Additionally it can be argued that Buddhism is, by its very nature, plastic. This is probably a good thing. I can assure you that if the Theravada behavioral requirements for monks were strictly imposed universally, Buddhism wouldn’t have made its way to Tibet, China, Japan, and eventually the western world. No one would have wanted to get involved.
Gautama was impermanent. Societies are impermanent. Social customs and mores are impermanent. Therefore, elaborate rules based in one society are not to be attached to another. Really the only definite aspects of the Dharma — Buddhist beliefs — are the four noble truths and the eightfold path. Everything else is commentary. Similarly, the most important practice of Buddhism is meditation, particularly vipassana (mindfulness) meditation. Altars, incense, and mantras are unnecessary, and might be hindrances.

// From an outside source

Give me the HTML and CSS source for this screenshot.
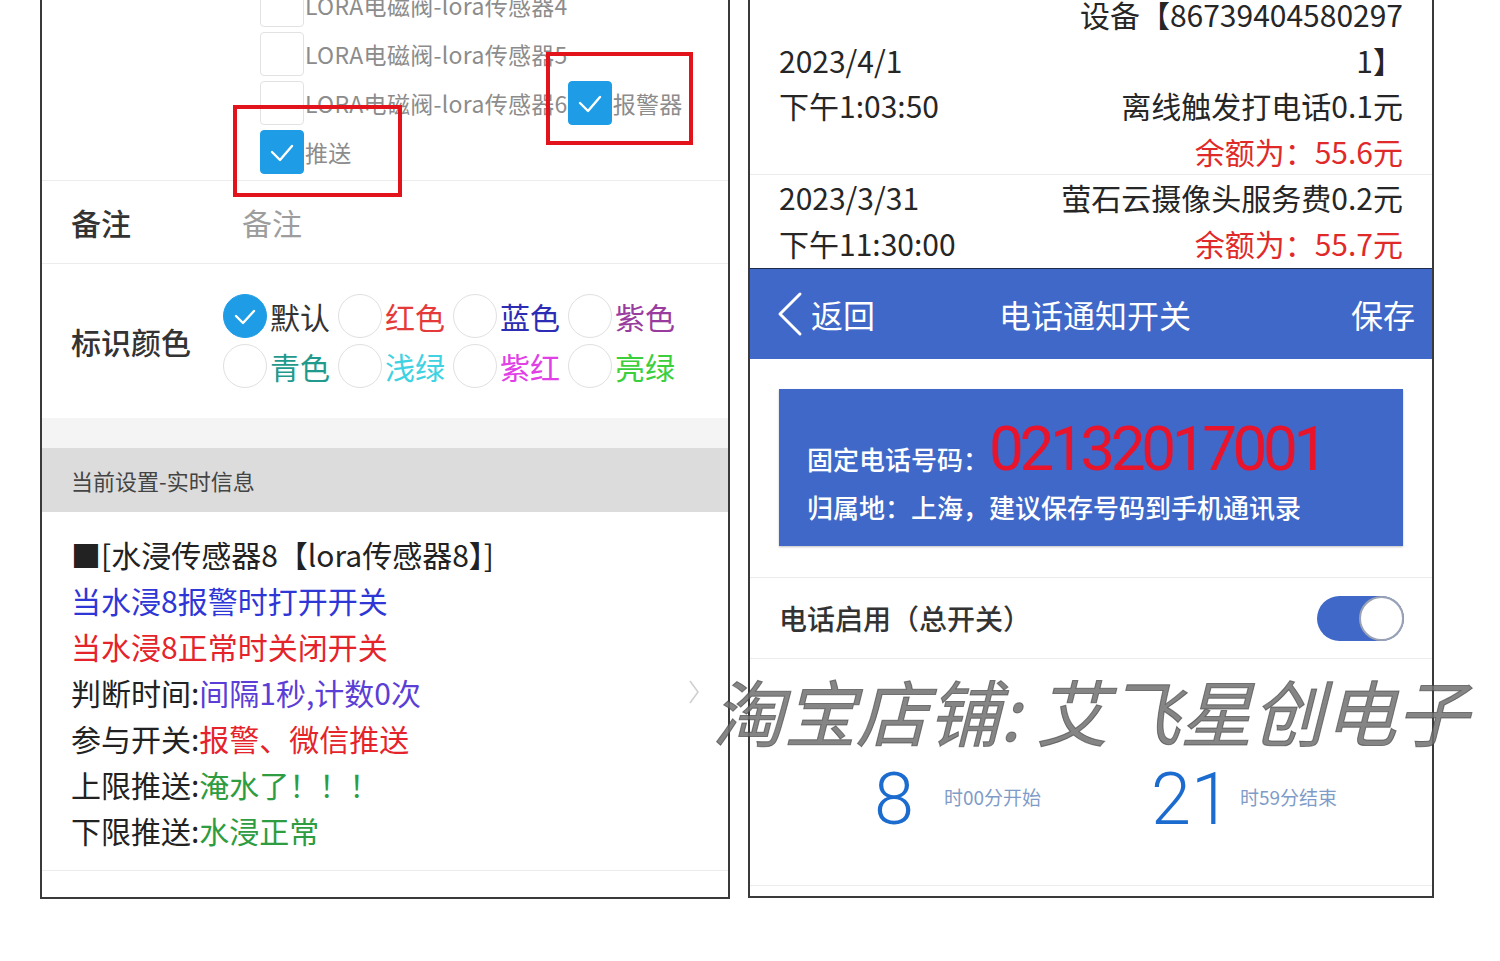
FILE: index.html
```html
<!DOCTYPE html>
<html lang="zh-CN">
<head>
    <meta charset="UTF-8">
    <meta name="viewport" content="width=device-width, initial-scale=1.0">
    <title>水浸传感器设置 - 电话通知开关</title>
    <link rel="stylesheet" href="styles.css">
</head>
<body>
    <div class="page">
        <section class="phone phone-left">
            <div class="checks">
                <label class="check"><span class="box"></span><span class="check-text">LORA电磁阀-lora传感器4</span></label>
                <label class="check"><span class="box"></span><span class="check-text">LORA电磁阀-lora传感器5</span></label>
                <label class="check"><span class="box"></span><span class="check-text">LORA电磁阀-lora传感器6</span></label>
                <label class="check on">
                    <span class="box"><svg viewBox="0 0 44 44" width="44" height="44"><polyline points="12,22 20,30 32,16" /></svg></span>
                    <span class="check-text">报警器</span>
                </label>
                <label class="check on">
                    <span class="box"><svg viewBox="0 0 44 44" width="44" height="44"><polyline points="12,22 20,30 32,16" /></svg></span>
                    <span class="check-text">推送</span>
                </label>
            </div>

            <div class="form-row note-row">
                <span class="form-label">备注</span>
                <span class="placeholder">备注</span>
            </div>

            <div class="form-row color-row">
                <span class="form-label">标识颜色</span>
                <div class="radios">
                    <label class="radio on">
                        <span class="dot"><svg viewBox="0 0 44 44" width="44" height="44"><polyline points="13,22 20,29 31,17" /></svg></span>
                        <span class="c-default">默认</span>
                    </label>
                    <label class="radio"><span class="dot"></span><span class="c-red">红色</span></label>
                    <label class="radio"><span class="dot"></span><span class="c-blue">蓝色</span></label>
                    <label class="radio"><span class="dot"></span><span class="c-purple">紫色</span></label>
                    <label class="radio"><span class="dot"></span><span class="c-teal">青色</span></label>
                    <label class="radio"><span class="dot"></span><span class="c-cyan">浅绿</span></label>
                    <label class="radio"><span class="dot"></span><span class="c-magenta">紫红</span></label>
                    <label class="radio"><span class="dot"></span><span class="c-green">亮绿</span></label>
                </div>
            </div>

            <div class="gap-band"></div>
            <div class="section-title">当前设置-实时信息</div>

            <div class="info">
                <div class="info-lines">
                    <div>■[水浸传感器8【lora传感器8】]</div>
                    <div class="t-blue">当水浸8报警时打开开关</div>
                    <div class="t-red">当水浸8正常时关闭开关</div>
                    <div>判断时间:<span class="t-violet">间隔1秒,计数0次</span></div>
                    <div>参与开关:<span class="t-red">报警、微信推送</span></div>
                    <div>上限推送:<span class="t-green">淹水了！！！</span></div>
                    <div>下限推送:<span class="t-green">水浸正常</span></div>
                </div>
                <svg class="chevron" viewBox="0 0 12 26" width="12" height="26"><polyline points="2,2 10,13 2,24" /></svg>
            </div>

            <div class="mark mark-push"></div>
            <div class="mark mark-alarm"></div>
        </section>

        <section class="phone phone-right">
            <div class="record record-first">
                <div class="rec-date">2023/4/1<br>下午1:03:50</div>
                <div class="rec-detail">
                    设备【86739404580297<br>1】<br>离线触发打电话0.1元<br>
                    <span class="balance">余额为：55.6元</span>
                </div>
            </div>
            <div class="record record-last">
                <div class="rec-date">2023/3/31<br>下午11:30:00</div>
                <div class="rec-detail">
                    萤石云摄像头服务费0.2元<br>
                    <span class="balance">余额为：55.7元</span>
                </div>
            </div>

            <div class="navbar">
                <div class="nav-back">
                    <svg viewBox="0 0 30 50" width="30" height="50"><polyline points="25,5 5,25 25,45" /></svg>
                    <span>返回</span>
                </div>
                <div class="nav-title">电话通知开关</div>
                <div class="nav-save">保存</div>
            </div>

            <div class="card-wrap">
                <div class="phone-card">
                    <div class="card-line">
                        <span class="card-label">固定电话号码：</span>
                        <span class="card-number">02132017001</span>
                    </div>
                    <div class="card-sub">归属地：上海，建议保存号码到手机通讯录</div>
                </div>
            </div>

            <div class="switch-row">
                <span>电话启用（总开关）</span>
                <span class="toggle"><span class="knob"></span></span>
            </div>

            <div class="time-row">
                <div class="time-group">
                    <span class="time-num">8</span>
                    <span class="time-text">时00分开始</span>
                </div>
                <div class="time-group time-group-end">
                    <span class="time-num">21</span>
                    <span class="time-text">时59分结束</span>
                </div>
            </div>
        </section>

        <div class="watermark">淘宝店铺: 艾飞星创电子</div>
    </div>
</body>
</html>
```

FILE: styles.css
```css
:root {
    --frame-color: #3a3a3a;
    --line-color: #ececec;
    --text-color: #262626;
    --app-blue: #4068c8;
    --check-blue: #1e9de6;
    --mark-red: #e3131b;
}
body {
    margin: 0;
    background-color: #fff;
    font-family: "Noto Sans CJK SC", "Noto Sans", sans-serif;
    color: var(--text-color);
}
.page {
    position: relative;
    display: flex;
    gap: 18px;
    padding-left: 40px;
    height: 961px;
    overflow: hidden;
}
.phone {
    position: relative;
    box-sizing: border-box;
    border: 2px solid var(--frame-color);
    border-top: none;
    overflow: hidden;
    background-color: #fff;
}
.phone-left {
    width: 690px;
    height: 899px;
}
.phone-right {
    width: 686px;
    height: 898px;
}

/* checkbox list */
.checks {
    display: flex;
    flex-wrap: wrap;
    margin-top: -20px;
    padding: 0 18px 4px 218px;
    border-bottom: 1px solid var(--line-color);
}
.check {
    display: flex;
    align-items: center;
    height: 49px;
}
.box {
    box-sizing: border-box;
    width: 44px;
    height: 44px;
    border: 1px solid #e2e2e2;
    border-radius: 4px;
    background-color: #fff;
}
.check.on .box {
    border-color: var(--check-blue);
    background-color: var(--check-blue);
}
.box svg, .dot svg {
    display: block;
    margin: -1px;
}
.box polyline, .dot polyline {
    fill: none;
    stroke: #fff;
    stroke-width: 2.4;
    stroke-linecap: round;
    stroke-linejoin: round;
}
.check-text {
    font-size: 23px;
    letter-spacing: 0.3px;
    color: #8c8c8c;
    margin-left: 1px;
    white-space: nowrap;
}

/* form rows */
.form-row {
    display: flex;
    align-items: center;
    padding-left: 29px;
    border-bottom: 1px solid var(--line-color);
    font-size: 30px;
}
.form-label {
    font-weight: 500;
    color: #333;
}
.note-row {
    height: 82px;
}
.note-row .form-label {
    width: 171px;
}
.placeholder {
    color: #9d9d9d;
}
.color-row {
    height: 154px;
    border-bottom: none;
}
.color-row .form-label {
    width: 152px;
}
.radios {
    display: grid;
    grid-template-columns: repeat(4, 115px);
    grid-auto-rows: 50px;
}
.radio {
    display: flex;
    align-items: center;
}
.dot {
    box-sizing: border-box;
    width: 44px;
    height: 44px;
    border: 1px solid #e0e0e0;
    border-radius: 50%;
    margin-right: 3px;
}
.radio.on .dot {
    border-color: var(--check-blue);
    background-color: var(--check-blue);
}
.c-default { color: #333; }
.c-red { color: #e53a3a; }
.c-blue { color: #2c2cb4; }
.c-purple { color: #9a3c9e; }
.c-teal { color: #1f9a8c; }
.c-cyan { color: #3fd2e2; }
.c-magenta { color: #e040e6; }
.c-green { color: #3ccf3c; }

.gap-band {
    height: 30px;
    background-color: #f4f4f4;
}
.section-title {
    height: 64px;
    line-height: 64px;
    padding-left: 29px;
    background-color: #dcdcdc;
    font-size: 22px;
    color: #444;
}

/* realtime info */
.info {
    display: flex;
    align-items: center;
    justify-content: space-between;
    padding: 19px 28px 17px 29px;
    border-bottom: 1px solid var(--line-color);
}
.info-lines {
    font-size: 30px;
    line-height: 46px;
    color: #222;
}
.t-blue { color: #2f36d6; }
.t-red { color: #e5232b; }
.t-violet { color: #5a3ed6; }
.t-green { color: #2e9c40; }
.chevron polyline {
    fill: none;
    stroke: #d0d0d0;
    stroke-width: 1.6;
}

/* red annotation frames */
.mark {
    position: absolute;
    box-sizing: border-box;
    border: 4px solid var(--mark-red);
}
.mark-push {
    left: 191px;
    top: 105px;
    width: 169px;
    height: 92px;
}
.mark-alarm {
    left: 504px;
    top: 52px;
    width: 147px;
    height: 93px;
}

/* right phone: billing records */
.record {
    display: flex;
    align-items: center;
    justify-content: space-between;
    padding: 0 29px;
    font-size: 30px;
    line-height: 45.5px;
}
.record-first {
    margin-top: -8px;
    border-bottom: 1px solid var(--line-color);
}
.record-last {
    padding-bottom: 2px;
}
.rec-detail {
    text-align: right;
}
.balance {
    color: #e02a2a;
}

.navbar {
    display: grid;
    grid-template-columns: 1fr auto 1fr;
    align-items: center;
    height: 90px;
    padding: 0 17px 0 25px;
    border-top: 1px solid #1f2b4c;
    background-color: var(--app-blue);
    color: #fff;
    font-size: 32px;
}
.nav-back {
    display: flex;
    align-items: center;
    gap: 6px;
}
.nav-back polyline {
    fill: none;
    stroke: #fff;
    stroke-width: 3;
    stroke-linecap: round;
    stroke-linejoin: round;
}
.nav-save {
    justify-self: end;
}

.card-wrap {
    padding: 30px 29px 31px;
    border-bottom: 1px solid var(--line-color);
}
.phone-card {
    height: 157px;
    box-sizing: border-box;
    padding: 29px 28px 0;
    background-color: var(--app-blue);
    box-shadow: 0 1px 2px rgba(0, 0, 0, 0.25);
    color: #fff;
}
.card-line {
    display: flex;
    align-items: baseline;
    height: 62px;
}
.card-label {
    font-size: 26px;
    font-weight: 500;
}
.card-number {
    font-family: Roboto, "Liberation Sans", sans-serif;
    font-size: 62px;
    line-height: 1;
    letter-spacing: -4.4px;
    color: #e8142c;
}
.card-sub {
    margin-top: 9px;
    font-size: 26px;
    line-height: 36px;
    font-weight: 500;
}

.switch-row {
    display: flex;
    align-items: center;
    justify-content: space-between;
    height: 80px;
    padding: 0 28px 0 29px;
    border-bottom: 1px solid var(--line-color);
    font-size: 28px;
    font-weight: 500;
    color: #333;
}
.toggle {
    position: relative;
    display: block;
    width: 87px;
    height: 45px;
    border-radius: 23px;
    background-color: var(--app-blue);
}
.knob {
    position: absolute;
    right: 0;
    top: 0;
    box-sizing: border-box;
    width: 45px;
    height: 45px;
    border-radius: 50%;
    border: 2px solid #9aa3b5;
    background-color: #fff;
}

.time-row {
    display: flex;
    align-items: center;
    gap: 110px;
    height: 80px;
    padding: 101px 0 45px 124px;
    border-bottom: 1px solid var(--line-color);
}
.time-group {
    display: flex;
    align-items: center;
    gap: 30px;
}
.time-group-end {
    gap: 9px;
}
.time-num {
    font-family: Roboto, "Liberation Sans", sans-serif;
    font-weight: 300;
    font-size: 72px;
    line-height: 80px;
    color: #1c6ccf;
}
.time-text {
    font-size: 19px;
    color: #7f9cc8;
    margin-top: -8px;
}

/* shop watermark over both screenshots */
.watermark {
    position: absolute;
    left: 712px;
    top: 666px;
    font-size: 72px;
    line-height: 88px;
    font-style: italic;
    white-space: nowrap;
    color: rgba(112, 112, 112, 0.85);
    -webkit-text-stroke: 1px rgba(60, 60, 60, 0.6);
}
```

So where does this leave us in terms of Buddhism and homosexuality? My sense of it is, simply, that if you’re not engaging in obsessive behavior, and if you’re not explicitly harming another by your behavior, most sexual activity is acceptable — just as with other behaviors, such as what we eat, what we drink, what languages we speak, and so on. Furthermore, I don’t think we can ask a man or woman to serve, fight, and possibly die for this country while at the same time telling them they are not allowed to love whom they will, and are not allowed to be honest about it with their comrades-in-arms.
I don’t see a solid Buddhist reason to forbid gays and lesbians serving in the military, nor do I see any other defensible reason; and if that is the path they choose, it is my wish for them that they tread it well, with honor, and with dignity.
1. Witty rejoinders included, “No, I’m an expert”, and “I practice every chance I get, honey”.
2. This includes retired soldiers as well as career civilians, since the retirees are no longer on active duty and won’t be serving with anyone — gay, straight, or whatever else.
3. In addition to children, this means those who may be handicapped or otherwise incapacitated.
4. The Buddhist school that is most familiar to the western world, and that has the most rigid set of rules, is probably Zen.